The State next contends that the Braswell judgment is an agreed judgment and therefore contractual and void. It is well established that an agreed judgment is as binding as any other judgment. Burguieres v. Farrell, 85 S.W.2d 952 (Fort Worth Civ.App., 1935, err. dism. at 126 Tex. 209, 87 S.W.2d 463, 1935); Wagner v. Warnasch, 156 Tex. 334, 295 S.W.2d 890 (1956); Pollard v. Steffens, 161 Tex. 594, 343 S.W.2d 234 (1961).
By its sixth point the State contends that Hurst failed to prove the allegations contained in its plea in abatement.
The mere averment of facts, set up in the plea in abatement, not supported by proof is insufficient unless the truth of the matters alleged appears from the plaintiff's petition. 1 Tex.Jur.2d 104, Sec. 94; Wilburn v. Missouri-Kansas-Texas R. Co. of Texas, 268 S.W.2d 726 (Dallas Civ. App., 1954, no writ hist.).
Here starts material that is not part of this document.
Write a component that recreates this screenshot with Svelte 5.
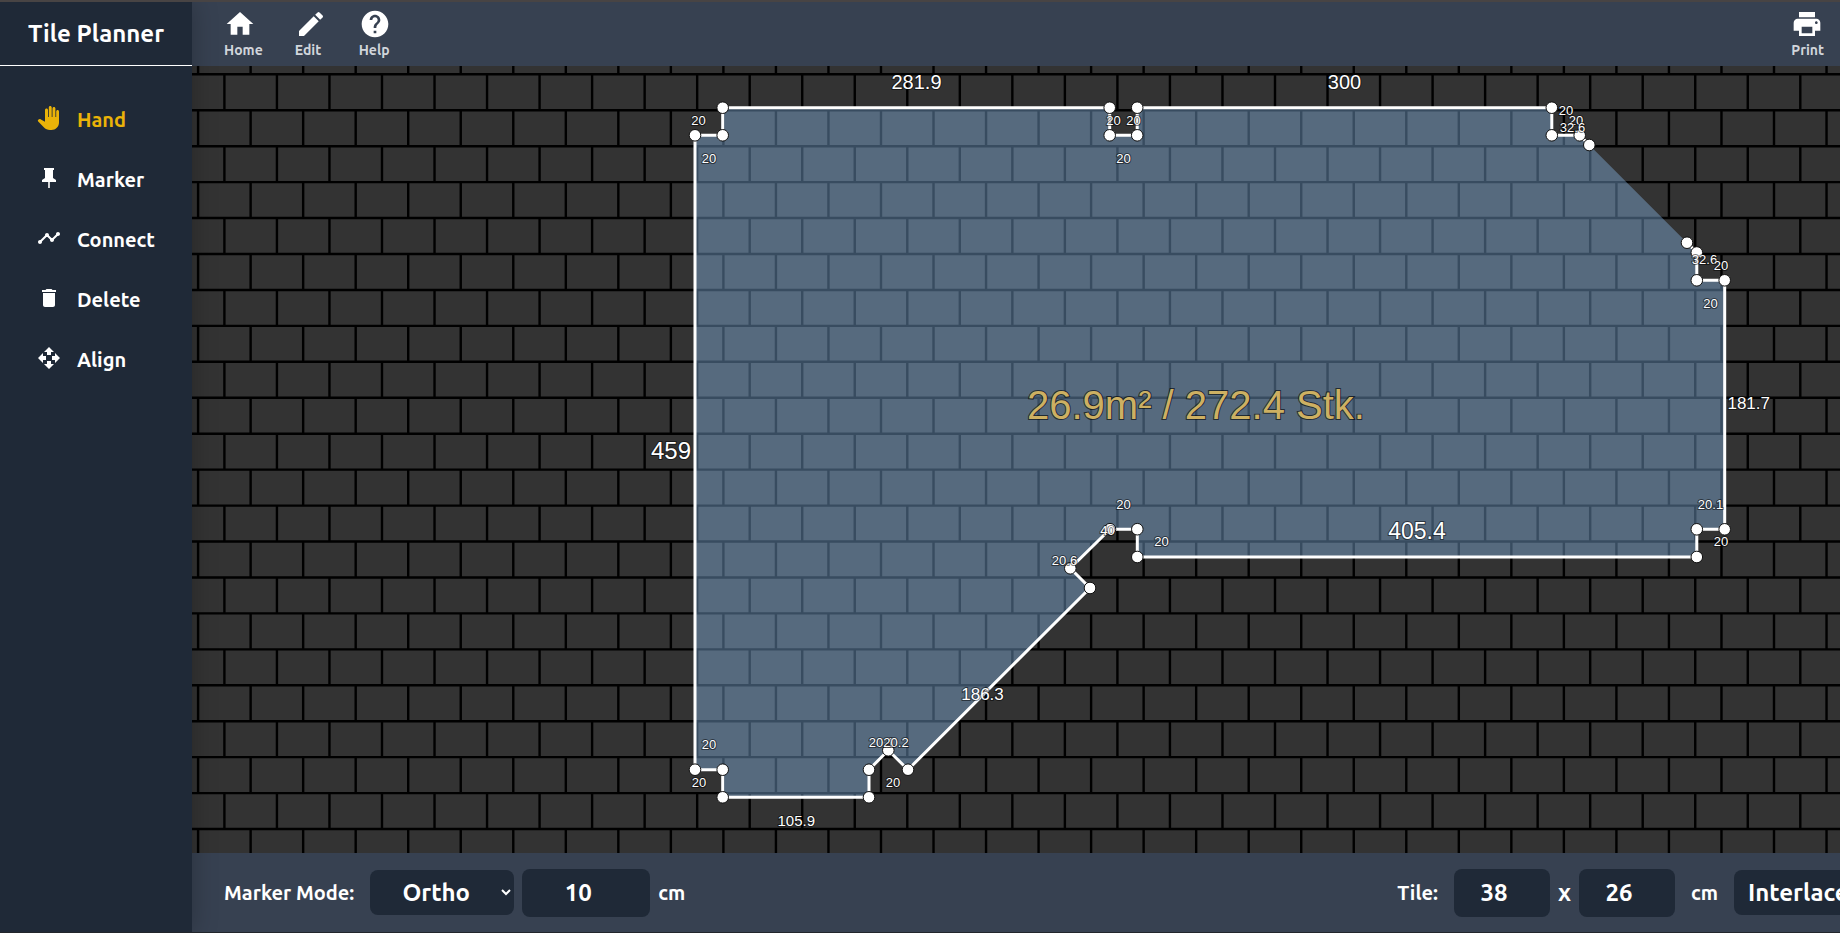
<script>
  const navItems = [
    { name: 'Hand', box: '-1 0 24 24', icon: 'M21 5.5V16.5C21 20.64 17.64 24 13.5 24H12C9.5 24 7.4 23 5.8 21.3L0.2 15.4C-0.3 14.8 -0.2 14.1 0.3 13.7C1 13 2 12.9 2.9 13.4L7 15.8V4C7 3.2 7.7 2.5 8.5 2.5S10 3.2 10 4V11H10.8V1.5C10.8 0.7 11.4 0 12.2 0S13.7 0.7 13.7 1.5V11H14.5V2.5C14.5 1.7 15.2 1 16 1S17.4 1.7 17.4 2.5V11H18.2V5.5C18.2 4.7 18.8 4 19.6 4S21 4.7 21 5.5Z' },
    { name: 'Marker', icon: 'M16 12V4H17V2H7V4H8V12L5 14V16H11.2V22H12.8V16H19V14L16 12Z' },
    { name: 'Connect', icon: 'M23 8c0 1.1-.9 2-2 2-.18 0-.35-.02-.51-.07l-3.56 3.55c.05.16.07.34.07.52 0 1.1-.9 2-2 2s-2-.9-2-2c0-.18.02-.36.07-.52l-2.55-2.55c-.16.05-.34.07-.52.07s-.36-.02-.52-.07l-4.55 4.56c.05.16.07.33.07.51 0 1.1-.9 2-2 2s-2-.9-2-2 .9-2 2-2c.18 0 .35.02.51.07l4.56-4.55C8.02 9.36 8 9.18 8 9c0-1.1.9-2 2-2s2 .9 2 2c0 .18-.02.36-.07.52l2.55 2.55c.16-.05.34-.07.52-.07s.36.02.52.07l3.55-3.56C19.02 8.35 19 8.18 19 8c0-1.1.9-2 2-2s2 .9 2 2z' },
    { name: 'Delete', icon: 'M6 19c0 1.1.9 2 2 2h8c1.1 0 2-.9 2-2V7H6v12zM19 4h-3.5l-1-1h-5l-1 1H5v2h14V4z' },
    { name: 'Align', icon: 'M10 9h4V6h3l-5-5-5 5h3v3zm-1 1H6V7l-5 5 5 5v-3h3v-4zm14 2-5-5v3h-3v4h3v3l5-5zm-9 3h-4v3H7l5 5 5-5h-3v-3z' },
  ];
  let active = $state('Hand');

  const actions = [
    { name: 'Home', icon: 'M10 20v-6h4v6h5v-8h3L12 3 2 12h3v8z' },
    { name: 'Edit', icon: 'M3 17.25V21h3.75L17.81 9.94l-3.75-3.75L3 17.25zM20.71 7.04c.39-.39.39-1.02 0-1.41l-2.34-2.34a.9959.9959 0 0 0-1.41 0l-1.83 1.83 3.75 3.75 1.83-1.83z' },
    { name: 'Help', icon: 'M12 2C6.48 2 2 6.48 2 12s4.48 10 10 10 10-4.48 10-10S17.52 2 12 2zm1 17h-2v-2h2v2zm2.07-7.75-.9.92C13.45 12.9 13 13.5 13 15h-2v-.5c0-1.1.45-2.1 1.17-2.83l1.24-1.26c.37-.36.59-.86.59-1.41 0-1.1-.9-2-2-2s-2 .9-2 2H8c0-2.21 1.79-4 4-4s4 1.79 4 4c0 .88-.36 1.68-.93 2.25z' },
  ];
  const printIcon = 'M19 8H5c-1.66 0-3 1.34-3 3v6h4v4h12v-4h4v-6c0-1.66-1.34-3-3-3zm-3 11H8v-5h8v5zm3-7c-.55 0-1-.45-1-1s.45-1 1-1 1 .45 1 1-.45 1-1 1zm-1-9H6v4h12V3z';

  let mode = $state('Ortho');
  let step = $state('10');
  let tileW = $state('38');
  let tileH = $state('26');
  let layout = $state('Interlaced');

  // Tile grid, in canvas units
  const pitchX = 52.53;
  const pitchY = 35.94;
  const rows = 60;
  const cols = 80;
  let grid = '';
  for (let r = 0; r < rows; r++) {
    const y = 8.3 + (r - 1) * pitchY;
    grid += `M0 ${y.toFixed(2)}H${cols * pitchX}`;
    const shift = r % 2 ? 32.4 : 6.1;
    for (let c = 0; c < cols; c++) {
      grid += `M${(shift + c * pitchX).toFixed(2)} ${y.toFixed(2)}v${pitchY}`;
    }
  }

  // Room outline, clockwise, starting after the open side
  const outline = [
    [1495, 176.7], [1504.8, 186.5], [1504.8, 214.3], [1532.7, 214.3],
    [1532.7, 463.3], [1504.8, 463.3], [1504.8, 491], [945.3, 491],
    [945.3, 463.2], [918, 463.2], [878.3, 502.3], [898, 522],
    [716, 703.7], [696.3, 684.3], [677, 703.7], [677, 731.3],
    [530.7, 731.3], [530.7, 703.7], [503, 703.7], [503, 69.3],
    [530.7, 69.3], [530.7, 41.7], [917.7, 41.7], [917.7, 69.3],
    [945.2, 69.3], [945.2, 41.7], [1359.8, 41.7], [1359.8, 69.3],
    [1387.7, 69.3], [1397.3, 79],
  ];
  const points = outline.map((p) => p.join(',')).join(' ');

  const labels = [
    ['281.9', 724.5, 23, 20], ['300', 1152.5, 23, 20], ['459', 479, 393, 24],
    ['181.7', 1556.7, 343, 17], ['405.4', 1225, 473, 23], ['186.3', 790.5, 634, 17],
    ['105.9', 604.3, 760, 15],
    ['20', 506.5, 59, 13], ['20', 517, 97, 13], ['20', 921.5, 59, 13],
    ['20', 941.5, 59, 13], ['20', 931.5, 97, 13], ['20', 1374, 49, 13],
    ['20', 1384, 59, 13], ['32.6', 1380.5, 66, 13], ['32.6', 1512.5, 198, 13],
    ['20', 1529, 204, 13], ['20', 1518.5, 242, 13], ['20.1', 1518.5, 443, 13],
    ['20', 1529, 480, 13], ['20', 931.5, 443, 13], ['40', 915.5, 469, 13],
    ['20', 969.5, 480, 13], ['20.6', 872.5, 499, 13], ['20', 517, 683, 13],
    ['20', 507, 721, 13], ['20.1', 689.5, 681, 13], ['20.2', 704, 681, 13],
    ['20', 701, 721, 13],
  ];
</script>

<div class="app">
  <aside class="sidebar">
    <h1>Tile Planner</h1>
    <nav>
      {#each navItems as item}
        <button class:active={active === item.name} onclick={() => (active = item.name)}>
          <svg viewBox={item.box ?? '0 0 24 24'} aria-hidden="true"><path d={item.icon} /></svg>
          <span>{item.name}</span>
        </button>
      {/each}
    </nav>
  </aside>

  <div class="main">
    <header>
      {#each actions as action}
        <button>
          <svg viewBox="0 0 24 24" aria-hidden="true"><path d={action.icon} /></svg>
          <span>{action.name}</span>
        </button>
      {/each}
      <button class="print">
        <svg viewBox="0 0 24 24" aria-hidden="true"><path d={printIcon} /></svg>
        <span>Print</span>
      </button>
    </header>

    <div class="stage">
      <svg class="plan" role="img" aria-label="Floor plan">
        <path class="grid" d={grid} />
        <polygon class="room" {points} />
        <polyline class="walls" {points} />
        {#each outline as [x, y]}
          <circle class="node" cx={x} cy={y} r="5.8" />
        {/each}
        {#each labels as [text, x, y, size]}
          <text class="length" {x} {y} font-size={size}>{text}</text>
        {/each}
        <text class="total" x="1004" y="353">26.9m² / 272.4 Stk.</text>
      </svg>
    </div>

    <footer>
      <label for="mode">Marker Mode:</label>
      <select id="mode" class="mode" bind:value={mode}>
        <option>Ortho</option>
        <option>Free</option>
      </select>
      <input class="step" aria-label="Marker step" bind:value={step} />
      <span class="unit">cm</span>
      <label class="tile" for="tile-width">Tile:</label>
      <input id="tile-width" class="size" bind:value={tileW} />
      <span class="times">x</span>
      <input class="size" aria-label="Tile height" bind:value={tileH} />
      <span class="unit wide">cm</span>
      <select class="layout" aria-label="Tile layout" bind:value={layout}>
        <option>Interlaced</option>
        <option>Grid</option>
      </select>
    </footer>
  </div>
</div>

<style>
  :global(body) {
    margin: 0;
    background: #1f2937;
  }
  .app {
    display: flex;
    height: 100vh;
    box-sizing: border-box;
    border-top: 2px solid #484444;
    border-bottom: 1px solid #22262b;
    overflow: hidden;
    color: #fff;
    font-family: Ubuntu, 'Noto Sans', sans-serif;
    font-weight: 700;
    background: #374151;
  }
  button, input, select {
    font: inherit;
    color: inherit;
    border: 0;
    margin: 0;
    background: none;
  }
  svg {
    display: block;
    fill: currentColor;
  }
  .sidebar {
    position: relative;
    z-index: 1;
    flex: none;
    width: 192px;
    background: #1f2937;
    box-shadow: 0 0 24px rgba(0, 0, 0, 0.25);
  }
  h1 {
    margin: 0;
    height: 63px;
    border-bottom: 1px solid #fff;
    font-size: 24px;
    line-height: 64px;
    text-align: center;
    white-space: nowrap;
  }
  nav {
    display: flex;
    flex-direction: column;
    padding-top: 23px;
  }
  nav button {
    display: flex;
    align-items: center;
    gap: 16px;
    height: 60px;
    padding: 0 0 0 37px;
    font-size: 20px;
    cursor: pointer;
  }
  nav svg {
    width: 24px;
    height: 24px;
    margin-bottom: 3px;
  }
  nav .active {
    color: #eab308;
  }
  .main {
    flex: 1;
    min-width: 0;
    display: flex;
    flex-direction: column;
  }
  header {
    flex: none;
    display: flex;
    gap: 32px;
    height: 64px;
    box-sizing: border-box;
    padding: 6px 16px 0 32px;
  }
  header button {
    display: flex;
    flex-direction: column;
    align-items: flex-start;
    padding: 0;
    color: #d1d5db;
    font-size: 14px;
    line-height: 20px;
    cursor: pointer;
  }
  header svg {
    width: 32px;
    height: 32px;
    color: #fff;
  }
  .print {
    margin-left: auto;
  }
  .stage {
    flex: 1;
    min-height: 0;
    background: #333;
    overflow: hidden;
  }
  .plan {
    width: 100%;
    height: 100%;
    font-family: 'Liberation Sans', Arial, sans-serif;
    font-weight: 400;
  }
  .grid {
    fill: none;
    stroke: #000;
    stroke-width: 2.4;
  }
  .room {
    fill: rgba(140, 190, 240, 0.4);
  }
  .walls {
    fill: none;
    stroke: #fff;
    stroke-width: 3;
  }
  .node {
    fill: #fff;
    stroke: #111;
    stroke-width: 1;
  }
  .length {
    fill: #fff;
    stroke: rgba(0, 0, 0, 0.5);
    stroke-width: 2;
    paint-order: stroke;
    text-anchor: middle;
  }
  .total {
    fill: #cdb062;
    stroke: rgba(0, 0, 0, 0.6);
    stroke-width: 2;
    paint-order: stroke;
    font-size: 40px;
    text-anchor: middle;
  }
  footer {
    flex: none;
    display: flex;
    align-items: center;
    height: 79px;
    padding-left: 32px;
    font-size: 20px;
    white-space: nowrap;
    overflow: hidden;
  }
  footer input, footer select {
    flex: none;
    box-sizing: border-box;
    border-radius: 8px;
    background-color: #1f2937;
    font-size: 24px;
    text-align: center;
  }
  footer input {
    height: 48px;
    padding: 0 16px 0 0;
  }
  footer select {
    height: 45px;
  }
  .mode {
    width: 144px;
    margin: 0 8px 0 16px;
  }
  .step {
    width: 128px;
  }
  .unit {
    margin-left: 8px;
  }
  .tile {
    margin-left: auto;
    margin-right: 16px;
  }
  .size {
    width: 96px;
  }
  .times {
    margin: 0 8px;
    font-size: 24px;
  }
  .wide {
    margin: 0 16px;
  }
  footer .layout {
    width: 176px;
    margin-right: -70px;
    padding-left: 10px;
    text-align: left;
  }
</style>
However, in addition to facts admitted in plaintiff's petition, when a cause is appealed to an appellate court, that court may notice judicially not only the record in the original suit, but also the appellate court's own records in the cause. Thus, the court may note judicially the fact that a prior appeal in the cause has been taken to the court; the record, opinion, and judgment on the prior appeal; and the date on which the former appeal was decided. This rule applies also to subsequent appeals. Furthermore, the court may notice judicially the record and judgment in a connected or related case. 23 Tex.Jur.2d 50, "Evidence," Sec. 29, "Proceedings before appellate courts." See also Morris v. Smiley, 378 S.W.2d 149 (Austin Civ.App., 1964, ref., n. r. e.).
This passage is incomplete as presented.